Но дядюшка, переехавший на этот раз в деревню одновременно с семьей, неожиданно, с чисто отеческой нежностью, заявил:
– Ни к чему репетитора. Этого оболтуса я сам сумею оболванить.
Здесь будет уместно заметить, что, по моим наблюдениям, никогда до добра не доводит, если мамаша или папаша начинают лично преподавать что-нибудь своим деткам. То ли здесь оскорбленное самолюбие – что вот, мол, мое собственное детище, а проблесков гениальности не обнаруживает, то ли со стороны детей недоверие к научному авторитету мамочки, но, одним словом, дрянь. Дело выходит дрянь. Вплоть до родительского проклятия и лишения наследства.
Эта самая тетушка, о семье которой я сейчас рассказываю, считая себя недюжинной силой по музыкальной части, одно время сама занималась с детьми музыкой. Метронома у нее не было, и поэтому она являлась на урок с кинжальчиком, служившим, обыкновенно, для разрезывания книг, и отщелкивала этим кинжальчиком такт, ударяя по крышке рояля.
– Катя! Иди заниматься! – звала она сердитым голосом.
– Катя, – подхватывал кто-нибудь из мальчишек. – Беги скорее, мама кинжал точит.
– Катя! – кричал другой. – Антропка, иди тебя тятька пороть хочет.
Испуганная и заранее обиженная, Катя бежала в залу. Молчание. Скрип навинчиваемого табурета. Две робкие ноты и крик
– Сейчас же иди мыть руки, скверная девочка! С этого начинался урок
Особенно скверно обстояло дело с Васькой.
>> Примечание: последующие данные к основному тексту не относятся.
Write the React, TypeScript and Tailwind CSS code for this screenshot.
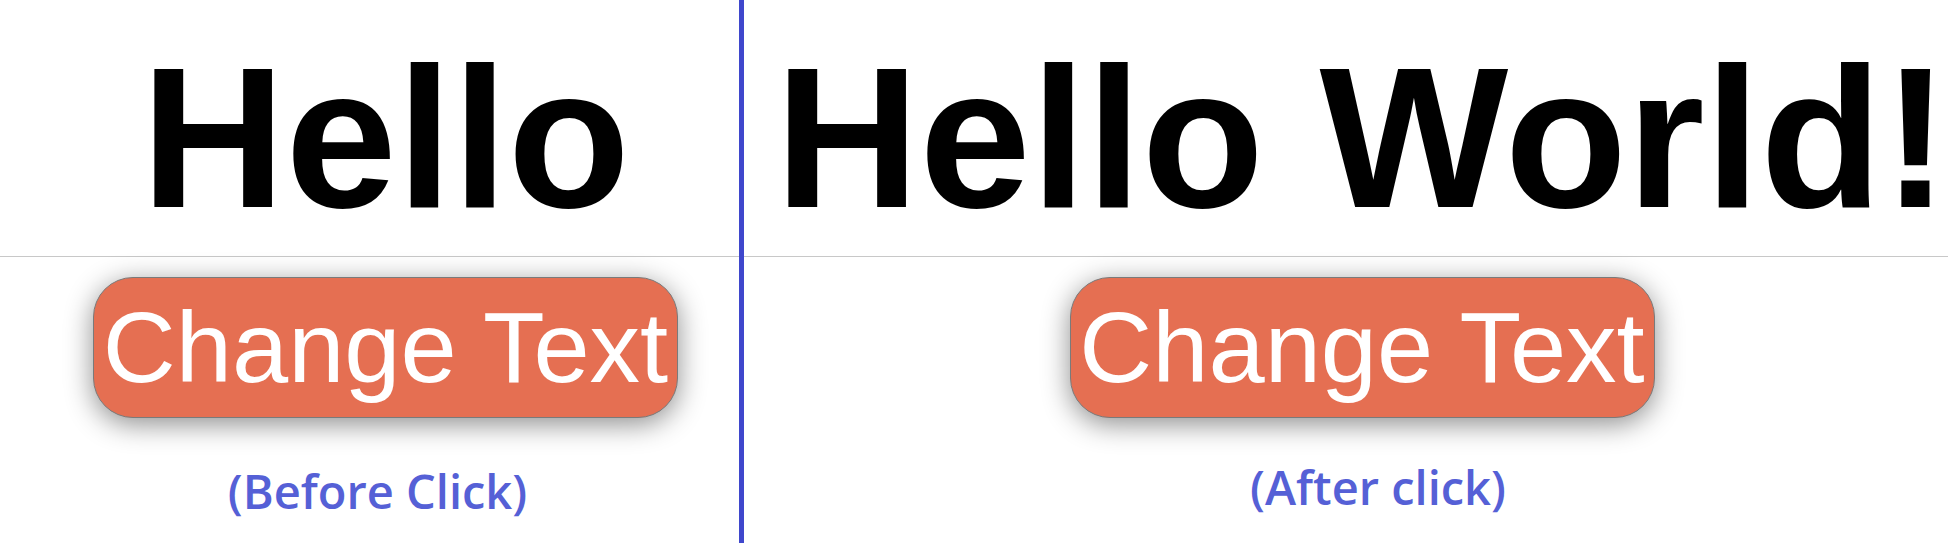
// Two panels side by side: the text before and after the button is clicked.

function Panel({
  title,
  caption,
  captionClass,
}: {
  title: string;
  caption: string;
  captionClass: string;
}) {
  return (
    <div className="flex flex-col">
      {/* heading area */}
      <div className="h-[256px] pl-[32px] pt-[38px] flex justify-center">
        <h1 className="whitespace-nowrap font-['Liberation_Sans',Arial,sans-serif] text-[200px] font-bold leading-[200px] text-black">
          {title}
        </h1>
      </div>
      <div className="h-px bg-[#c8c8c8]" />
      {/* button + caption */}
      <div className="pl-[32px] flex flex-col items-center">
        <button className="mt-[20px] flex h-[141px] w-[585px] items-center justify-center rounded-[40px] border border-[#7a7a7a] bg-[#e56f52] font-['Liberation_Sans',Arial,sans-serif] text-[101px] text-white shadow-[0_6px_28px_rgba(0,0,0,0.45)]">
          Change Text
        </button>
        <div
          className={
            "font-['Open_Sans','Noto_Sans',sans-serif] text-[47px] leading-[62px] text-[#5560d6] " +
            captionClass
          }
        >
          {caption}
        </div>
      </div>
    </div>
  );
}

export default function App() {
  return (
    <div className="flex h-[543px] w-[1948px] overflow-hidden bg-white">
      <div className="w-[739px] shrink-0">
        <Panel
          title="Hello"
          caption="(Before Click)"
          captionClass="mt-[42px] mr-[16px] font-semibold"
        />
      </div>
      <div className="w-[5px] shrink-0 bg-[#3f47cc]" />
      <div className="w-[1204px] shrink-0">
        <Panel
          title="Hello World!"
          caption="(After click)"
          captionClass="mt-[38px] ml-[32px] font-semibold"
        />
      </div>
    </div>
  );
}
Ни любви, ни способностей к музыке у него никогда не было, и для чего его терзали – совершенно непонятно.
– В чем у тебя руки, поросенок! – надрывалась любящая мать.
– Это дикий мед, – объяснял поросенок басом. – Он не отмывается. Только разве двууглекислым скипидаром, так ведь вы на скипидар не расщедритесь.
– Пошел вон, грубиян, как ты смеешь так матери отвечать!
Дальше этого Васькин урок, обыкновенно, не шел.
С девочками дело шло немножко лучше, звонко постукивал кинжальчик – «раз, два, три, четыре», кричала тетушка, заглушая экзерсис.
Однажды жившая в доме гувернантка-француженка попробовала усовестить Ваську и долго толковала ему о жертвах и заботах.
Васька, который, кстати сказать, считал несмываемым позором говорить с француженкой по-французски, отвечал басом, надувая толстые щеки:
– Ма мэр, ма мэр. Мамерища приходит на урок, вооруженная до зубов кинжалами. Я не могу, я мальчик болезненный и нервный.
А вот теперь вся семья с ужасом ожидала, как папочка сам начнет заниматься латынью.
Первые дни прошли спокойно, дядюшка как будто даже забыл о своем намерении. Тетушка уехала в Мариенбад для обмена веществ. И вот, проводив ее, дядюшка неожиданно вспомнил:
– А ну-ка, Васек, принеси-ка мне твои учебники. Надо взглянуть, на какую такую премудрость твоих мозгов не хватает.